COLLECTED MATERIAL
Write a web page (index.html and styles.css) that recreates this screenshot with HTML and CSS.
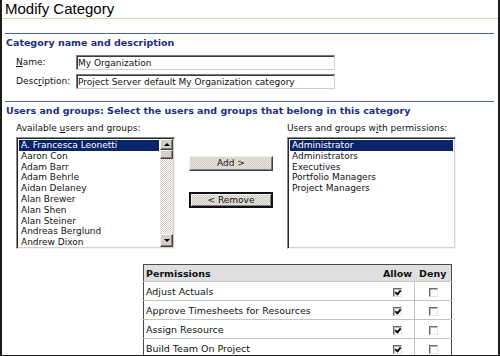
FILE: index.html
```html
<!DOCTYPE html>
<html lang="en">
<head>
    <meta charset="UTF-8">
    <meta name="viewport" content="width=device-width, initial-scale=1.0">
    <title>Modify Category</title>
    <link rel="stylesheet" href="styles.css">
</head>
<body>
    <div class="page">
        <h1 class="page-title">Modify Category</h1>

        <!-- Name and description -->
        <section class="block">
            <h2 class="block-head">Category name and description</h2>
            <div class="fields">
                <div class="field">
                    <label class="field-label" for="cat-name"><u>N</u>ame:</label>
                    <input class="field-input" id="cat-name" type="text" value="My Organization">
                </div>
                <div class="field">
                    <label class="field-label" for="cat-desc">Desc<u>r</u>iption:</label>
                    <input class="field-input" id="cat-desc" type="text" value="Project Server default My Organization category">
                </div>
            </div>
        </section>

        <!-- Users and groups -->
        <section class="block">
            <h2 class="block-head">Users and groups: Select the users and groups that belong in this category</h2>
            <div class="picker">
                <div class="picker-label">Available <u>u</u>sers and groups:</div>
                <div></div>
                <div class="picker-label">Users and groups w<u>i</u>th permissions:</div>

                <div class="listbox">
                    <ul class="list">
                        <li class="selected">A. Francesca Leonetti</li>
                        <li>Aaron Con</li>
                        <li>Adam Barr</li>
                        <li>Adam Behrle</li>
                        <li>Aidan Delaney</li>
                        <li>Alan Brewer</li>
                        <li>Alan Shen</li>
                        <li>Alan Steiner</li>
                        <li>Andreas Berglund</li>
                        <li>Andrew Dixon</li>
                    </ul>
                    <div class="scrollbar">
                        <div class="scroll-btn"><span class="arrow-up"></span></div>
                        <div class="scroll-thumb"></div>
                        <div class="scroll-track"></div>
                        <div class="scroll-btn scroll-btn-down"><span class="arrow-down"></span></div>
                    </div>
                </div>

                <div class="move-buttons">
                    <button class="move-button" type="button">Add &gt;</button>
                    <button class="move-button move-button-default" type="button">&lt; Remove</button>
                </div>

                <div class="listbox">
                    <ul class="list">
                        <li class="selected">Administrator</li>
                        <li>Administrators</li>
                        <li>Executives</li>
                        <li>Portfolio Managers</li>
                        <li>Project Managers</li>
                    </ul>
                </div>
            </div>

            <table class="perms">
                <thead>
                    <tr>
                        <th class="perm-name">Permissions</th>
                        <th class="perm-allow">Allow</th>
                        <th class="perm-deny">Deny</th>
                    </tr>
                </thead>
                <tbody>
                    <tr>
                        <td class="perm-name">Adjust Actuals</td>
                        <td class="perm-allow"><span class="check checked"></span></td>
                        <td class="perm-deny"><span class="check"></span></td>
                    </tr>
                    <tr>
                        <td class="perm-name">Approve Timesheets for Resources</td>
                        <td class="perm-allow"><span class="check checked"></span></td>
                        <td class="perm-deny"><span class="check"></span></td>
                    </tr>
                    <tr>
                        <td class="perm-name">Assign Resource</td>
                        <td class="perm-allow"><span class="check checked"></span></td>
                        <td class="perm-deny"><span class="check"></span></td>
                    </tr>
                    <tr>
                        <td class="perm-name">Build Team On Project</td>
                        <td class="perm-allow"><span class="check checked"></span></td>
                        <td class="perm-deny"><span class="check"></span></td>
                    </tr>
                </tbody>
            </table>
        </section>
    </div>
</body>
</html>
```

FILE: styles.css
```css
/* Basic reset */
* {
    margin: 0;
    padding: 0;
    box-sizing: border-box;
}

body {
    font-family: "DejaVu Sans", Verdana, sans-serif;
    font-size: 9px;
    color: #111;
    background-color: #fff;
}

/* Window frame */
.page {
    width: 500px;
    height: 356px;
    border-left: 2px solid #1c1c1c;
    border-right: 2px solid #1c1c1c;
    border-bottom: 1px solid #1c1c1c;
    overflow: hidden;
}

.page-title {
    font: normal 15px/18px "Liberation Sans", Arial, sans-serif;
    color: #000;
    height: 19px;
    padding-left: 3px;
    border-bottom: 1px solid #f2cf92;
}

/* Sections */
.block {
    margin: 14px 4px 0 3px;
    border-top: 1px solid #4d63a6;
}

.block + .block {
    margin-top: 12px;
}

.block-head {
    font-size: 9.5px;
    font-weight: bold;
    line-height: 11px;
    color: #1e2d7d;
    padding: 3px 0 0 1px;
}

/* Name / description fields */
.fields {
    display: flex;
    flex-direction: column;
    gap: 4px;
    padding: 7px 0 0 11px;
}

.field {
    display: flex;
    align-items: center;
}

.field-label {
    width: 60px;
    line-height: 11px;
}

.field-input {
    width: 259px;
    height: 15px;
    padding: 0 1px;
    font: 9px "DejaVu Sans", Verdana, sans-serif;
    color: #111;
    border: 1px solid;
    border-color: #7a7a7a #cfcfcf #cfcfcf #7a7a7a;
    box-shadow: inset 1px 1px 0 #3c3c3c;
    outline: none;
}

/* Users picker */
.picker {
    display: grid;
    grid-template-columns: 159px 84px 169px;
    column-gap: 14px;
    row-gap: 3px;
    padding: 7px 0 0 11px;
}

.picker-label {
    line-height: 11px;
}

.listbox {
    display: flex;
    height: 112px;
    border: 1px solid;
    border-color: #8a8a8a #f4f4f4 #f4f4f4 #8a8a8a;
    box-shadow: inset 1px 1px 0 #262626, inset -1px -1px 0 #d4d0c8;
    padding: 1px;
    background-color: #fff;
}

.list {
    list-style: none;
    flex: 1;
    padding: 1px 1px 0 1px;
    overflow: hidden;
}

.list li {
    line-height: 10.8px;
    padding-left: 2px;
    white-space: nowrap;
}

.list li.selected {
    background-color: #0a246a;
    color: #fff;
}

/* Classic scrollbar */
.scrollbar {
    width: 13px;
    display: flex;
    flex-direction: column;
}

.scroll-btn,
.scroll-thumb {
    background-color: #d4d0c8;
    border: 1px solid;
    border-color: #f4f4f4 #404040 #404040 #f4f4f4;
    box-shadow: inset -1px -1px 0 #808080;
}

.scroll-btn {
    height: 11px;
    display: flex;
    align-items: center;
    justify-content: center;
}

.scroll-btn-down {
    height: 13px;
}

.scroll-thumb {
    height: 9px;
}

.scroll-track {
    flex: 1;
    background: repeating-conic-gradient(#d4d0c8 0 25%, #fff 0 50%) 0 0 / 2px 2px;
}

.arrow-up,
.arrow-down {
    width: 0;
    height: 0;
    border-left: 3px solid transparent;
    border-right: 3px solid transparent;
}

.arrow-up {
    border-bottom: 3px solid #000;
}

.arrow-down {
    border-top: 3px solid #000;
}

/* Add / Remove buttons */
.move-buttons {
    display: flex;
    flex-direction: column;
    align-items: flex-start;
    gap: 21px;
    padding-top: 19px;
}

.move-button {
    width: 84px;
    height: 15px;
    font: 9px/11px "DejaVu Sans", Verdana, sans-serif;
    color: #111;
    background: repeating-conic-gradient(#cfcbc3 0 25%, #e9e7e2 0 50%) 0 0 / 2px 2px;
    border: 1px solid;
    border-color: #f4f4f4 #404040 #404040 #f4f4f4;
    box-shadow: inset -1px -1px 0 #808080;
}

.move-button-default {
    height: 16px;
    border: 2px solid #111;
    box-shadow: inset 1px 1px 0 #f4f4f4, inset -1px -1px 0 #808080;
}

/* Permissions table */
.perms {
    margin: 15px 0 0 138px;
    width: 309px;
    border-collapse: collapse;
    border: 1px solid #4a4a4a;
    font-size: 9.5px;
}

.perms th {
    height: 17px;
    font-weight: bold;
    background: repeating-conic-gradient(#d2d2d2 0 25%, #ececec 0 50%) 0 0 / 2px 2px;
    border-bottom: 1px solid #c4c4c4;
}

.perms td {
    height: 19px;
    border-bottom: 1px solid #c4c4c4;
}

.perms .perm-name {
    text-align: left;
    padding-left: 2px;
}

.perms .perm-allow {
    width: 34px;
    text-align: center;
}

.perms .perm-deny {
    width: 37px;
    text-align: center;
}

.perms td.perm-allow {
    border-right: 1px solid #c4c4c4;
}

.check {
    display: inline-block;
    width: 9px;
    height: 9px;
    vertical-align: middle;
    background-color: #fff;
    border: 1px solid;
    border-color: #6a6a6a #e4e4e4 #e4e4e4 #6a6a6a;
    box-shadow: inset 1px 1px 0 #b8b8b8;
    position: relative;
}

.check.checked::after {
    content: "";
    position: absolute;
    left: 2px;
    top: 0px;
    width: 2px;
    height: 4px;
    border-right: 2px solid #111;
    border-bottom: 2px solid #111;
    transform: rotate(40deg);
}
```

YOUR TASK
Check every line for "styles" and show the ones that have it.

RESPONSE
Write a web page (index.html and styles.css) that recreates this screenshot with HTML and CSS.
    <link rel="stylesheet" href="styles.css">
FILE: styles.css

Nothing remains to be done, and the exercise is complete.